By Lesley Wroughton and Daniel Trotta
HAVANA (Reuters) - A senior U.S. diplomat in Cuba for negotiations with Havana on restoring long-frozen diplomatic relations met a group of dissidents on Friday, seeking to underline Washington's concern over human rights but irritating the island's communist government.
U.S. Assistant Secretary of State Roberta Jacobson, the highest-ranking U.S. government official to visit the island in nearly 40 years, held a breakfast meeting with the dissidents a day after talks with Cuban government officials. The State Department said it was an opportunity for Jacobson to exchange views and hear their perspectives.
But Havana has stressed that efforts to normalise ties should not be accompanied by meddling in its internal affairs. Cuban officials expressed concern beforehand over the planned meeting, a U.S. official told Reuters.
The head of the Cuban delegation to the talks, Josefina Vidal, was dismissive of the meeting later.
"This is exactly one of the differences we have with the U.S. government because for us, this is not just genuine, legitimate Cuban civil society," Vidal, who is Jacobson's counterpart at the Cuban Foreign Ministry, told the MSNBC television show "Andrea Mitchell Reports," referring to the dissidents.
"This small group of people don't represent Cuban society, don't represent the interests of the Cuban people. So that's a big difference with the United States government," she added.
The Cuban government rarely comments on dissidents, and when it does, it often charges them with being unrepresentative of the population and puppets of the United States.
Thursday's talks about re-establishing diplomatic ties, severed by Washington in 1961, were the first since U.S. President Barack Obama and Cuban President Raul Castro announced on Dec. 17 they would seek to reverse decades of hostility between the two countries.
But the issue of political freedoms was bound to be a point of friction.
Castro has said that restoring ties with its old Cold War foe does not mean Cuba intends to give up its socialist principles. In a statement on Thursday on the talks, the Cuban government said relations between the countries should be based on mutual respect and non-interference in internal affairs.
Nonetheless, Jacobson told reporters after her meeting with the dissidents that human rights and free speech were a priority for the United States at the inaugural talks.
"There is no doubt that human rights remains the centre of our policy and it is crucial that we continue to both speak out about human rights publicly and directly with the Cuban government," she said.
"It is obviously part of what we are talking about when we say we have profound disagreement with Cuban government when we talk about democracy and human rights," she added.
HOUSE WITH ECHOES OF FORMER TIES
Her meeting with dissidents took place at the residence of the chief of the U.S. Interests Section, Jeffrey DeLaurentis, in Havana. The activists were bused there to avoid being stopped by security police posted nearby.

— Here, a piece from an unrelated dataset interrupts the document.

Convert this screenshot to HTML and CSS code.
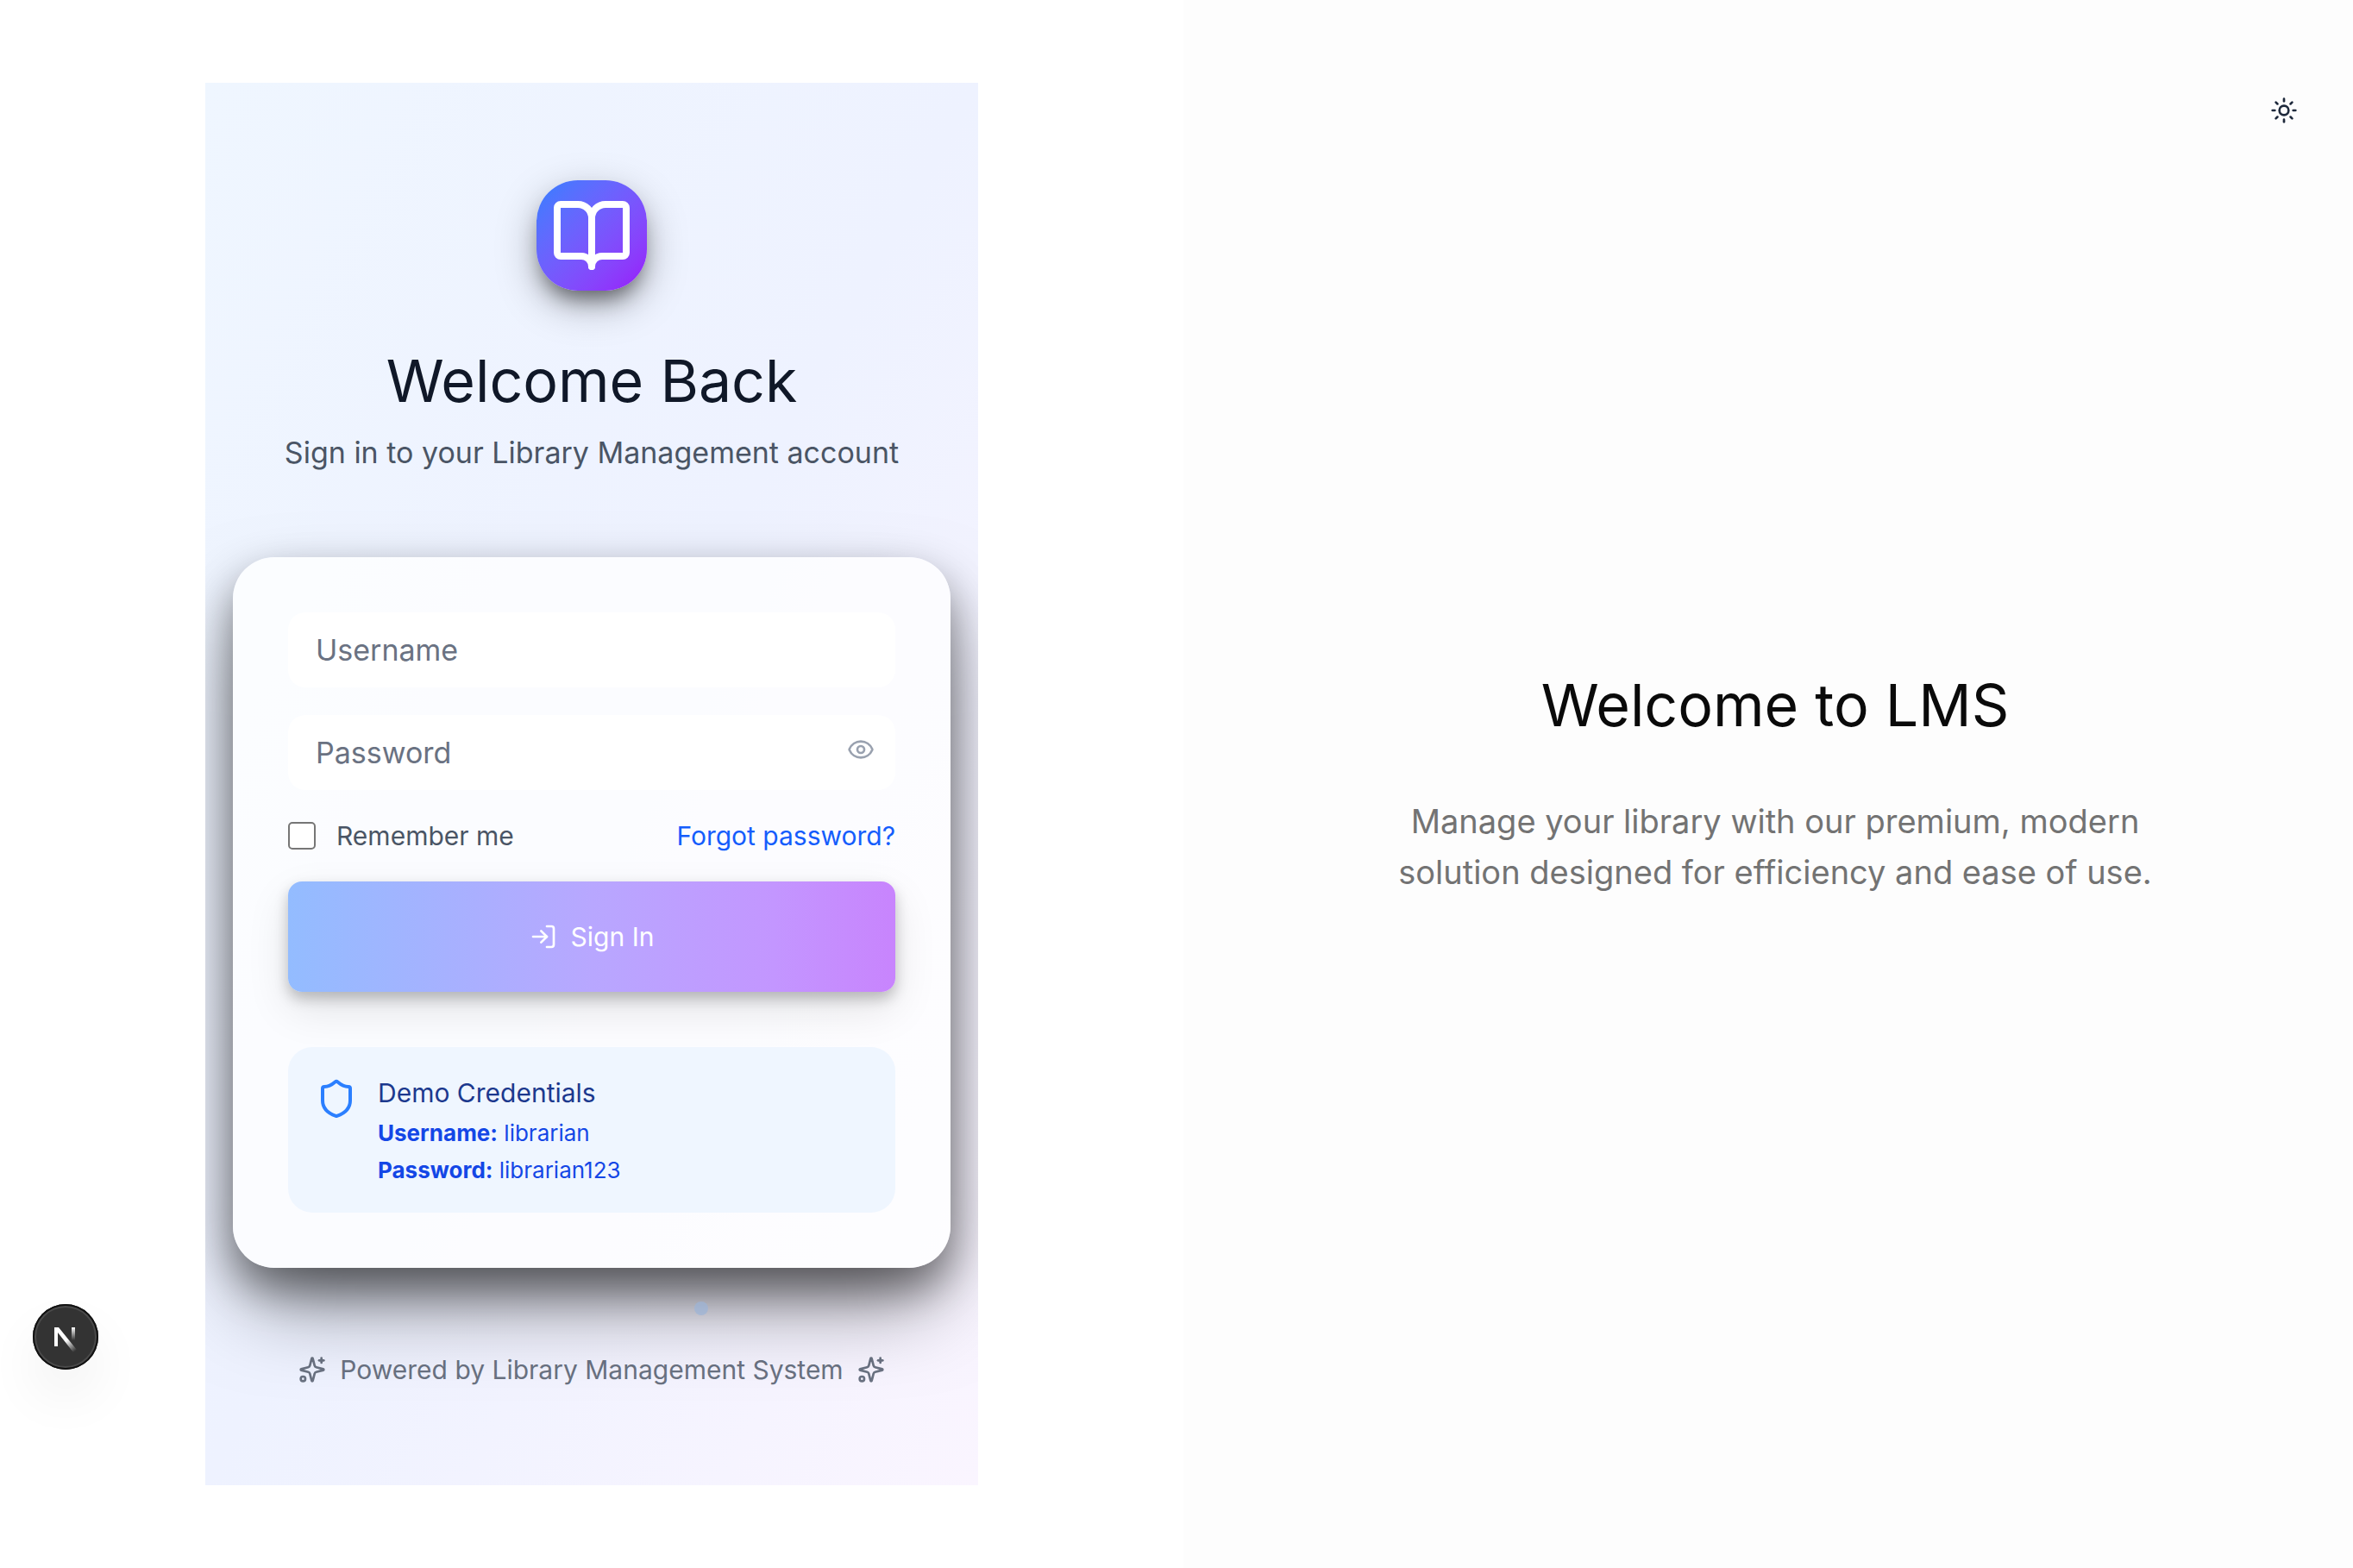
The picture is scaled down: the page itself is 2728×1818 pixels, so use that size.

The house was built by the United States in the early 1950s to represent the importance the State Department placed on its relationship at the time with Cuba. That was just years before the revolution led by Raul Castro's older brother, Fidel Castro, that ousted dictator Fulgencio Batista in 1959.
Among the activists who met with Jacobson was Jose Daniel Ferrer, founder of the Union Patriotica de Cuba (UNPACU), many of whose members were part of 53 political prisoners released earlier this month under a U.S.-Cuba deal to launch the talks.
Jacobson told reporters the path to rebuilding ties would be long and complex, cautioning that it was too soon to judge whether the initial talks could eventually lead to a normalization of relations.
"I have learned ... it is never a good idea to draw conclusions after the first discussion," Jacobson said.
While re-establishing diplomatic ties is a matter of mutual consent between the two countries, the broader goal of normalizing trade and travel faces greater obstacles - in particular the comprehensive U.S. trade embargo against Cuba.
Obama, a Democrat, has loosened some restrictions on business with the island but needs the Republican-controlled Congress to lift the embargo.
Critics of his policy shift, such as Cuban-American Republican Senator Marco Rubio, say Obama should not be rewarding Cuba when it is not changing its one-party system.
As part of the loosened restrictions, Washington has said Americans who travel to Cuba will be allowed to use U.S.-issued credit cards. MasterCard Inc said on Friday it would be the first company to remove a block on such transactions, starting on March 1.
Cuba also told the Americans during the talks that it wants to be removed from the U.S. list of state sponsors of terrorism before re-establishing diplomatic ties.
In immigration talks on Wednesday, Cuba deplored the U.S. granting safe haven to Cubans with special protections denied to other nationalities, while the Americans vowed to stand by the so-called Cuban Adjustment Act.